Wealth and Poverty in Early Christianity (Gupta)

Wealth and Poverty in Early Christianity (Gupta) July 29, 2017


Fortress Press has a nice new(ish) series called Ad Fontes: Early Christian Sources (ed. G. Kalantzis). The purpose of the series is to offer primary source readings on a particular theme with light introductory guidance. Already released volumes include Biblical Interpretation in the Early Church (Graves), Church and Empire (Doerfler), and Understandings of the Church (Ferguson). The latest volume is Wealth and Poverty in Early Christianity by Helen Rhee (Westmont).

The source selections are about 5-10 pages per author/work. Rhee offers a wide range of readings from (for example) The Shepherd of Hermas, Clement of Alexandria, The Acts of Thomas, Lactantius, Chrysostom, Ambrose, Augustine, and Rabbula of Edessa. Rhee sometimes gives her own translation, and at other times updates an existing one.

The introduction first gives a broad sketch of earliest Christian thought on wealth before briefly introducing each author/text in the book. She notes that these writers had much to say about the vice of greed and the problem of wealth, and they did not dwell much on the subject of poverty (see p. x). Rhee also adroitly explains the Roman economic system that operated according to the notion of “limited good” – commodities (and other things) existed in finite amounts such that gaining more for oneself was naturally at the expense of another (as it was with status and honor as well). Thus, “the rich or those getting richer were usually seen in a negative light” (xi).

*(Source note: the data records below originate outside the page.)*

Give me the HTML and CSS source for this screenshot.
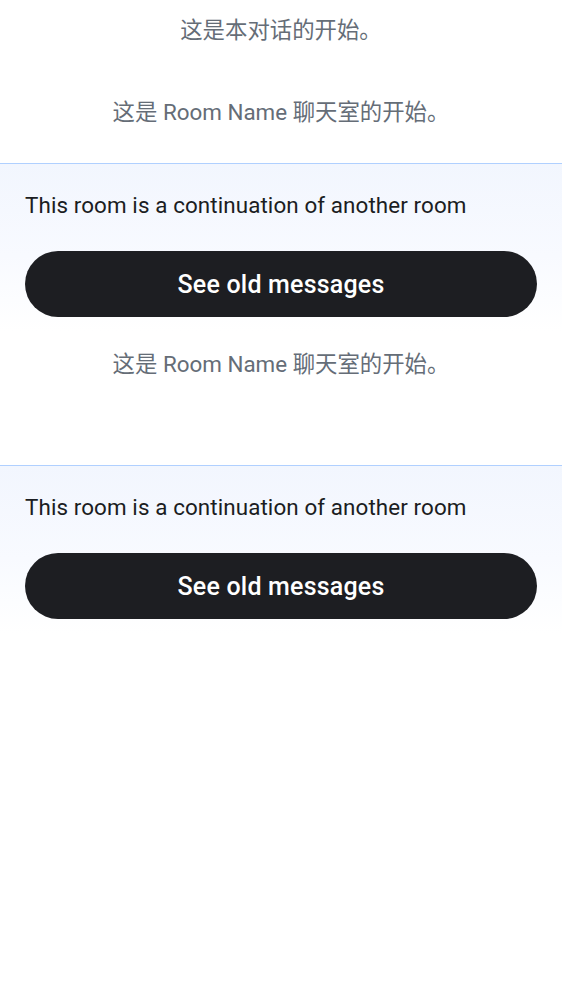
FILE: index.html
```html
<!DOCTYPE html>
<html lang="zh">
<head>
<meta charset="utf-8">
<link rel="stylesheet" href="styles.css">
</head>
<body>
<div class="timeline">
  <div class="notice first">这是本对话的开始。</div>
  <div class="notice second">这是 Room Name 聊天室的开始。</div>
  <div class="predecessor">
    <p class="pred-text">This room is a continuation of another room</p>
    <button class="pred-btn">See old messages</button>
  </div>
  <div class="notice third">这是 Room Name 聊天室的开始。</div>
  <div class="predecessor">
    <p class="pred-text">This room is a continuation of another room</p>
    <button class="pred-btn">See old messages</button>
  </div>
</div>
</body>
</html>
```

FILE: styles.css
```css
* { box-sizing: border-box; }
html, body { margin: 0; padding: 0; background: #ffffff; }
body {
  font-family: Roboto, "Noto Sans CJK SC", sans-serif;
  width: 562px;
  height: 1000px;
}
.timeline { display: flex; flex-direction: column; }
.notice {
  text-align: center;
  color: #656d77;
  font-size: 22.4px;
  line-height: 30px;
}
.first { margin-top: 15px; }
.second { margin-top: 52px; }
.third { margin-top: 18px; }
.predecessor {
  border-top: 1px solid #b0d0ff;
  background: linear-gradient(to bottom, #f2f6fe 0%, #f8faff 55%, #ffffff 100%);
  padding: 26px 25px 14px;
  display: flex;
  flex-direction: column;
}
.second + .predecessor { margin-top: 36px; }
.third + .predecessor { margin-top: 86px; }
.pred-text {
  margin: 0;
  font-size: 22.4px;
  line-height: 30px;
  letter-spacing: 0.1px;
  color: #1b1d22;
}
.pred-btn {
  margin-top: 31px;
  height: 66px;
  border: none;
  border-radius: 33px;
  background: #1d1e22;
  color: #ffffff;
  font-family: Roboto, sans-serif;
  font-weight: 500;
  font-size: 25px;
  letter-spacing: 0.2px;
  width: 100%;
  padding: 0;
}
```
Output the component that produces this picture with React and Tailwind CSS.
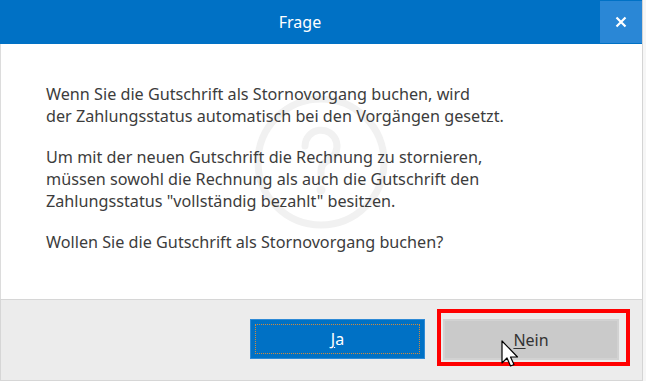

In terms of the readings themselves, I won’t treat them in detail, but just give one observation – there are many wealthy people in the Bible (like Israelite patriarchs and kings), but time and time again these early theologians appeal to the ways and words of Jesus. It is remarkable to me how much Jesus addressed issues of greed and wealth, and showed in his own choices a lifestyle of simplicity and generosity. These theologians were so incredibly familiar with the teachings of Jesus, so they naturally became influenced by his acts and instruction. Would that we too have such knowledge and inspiration!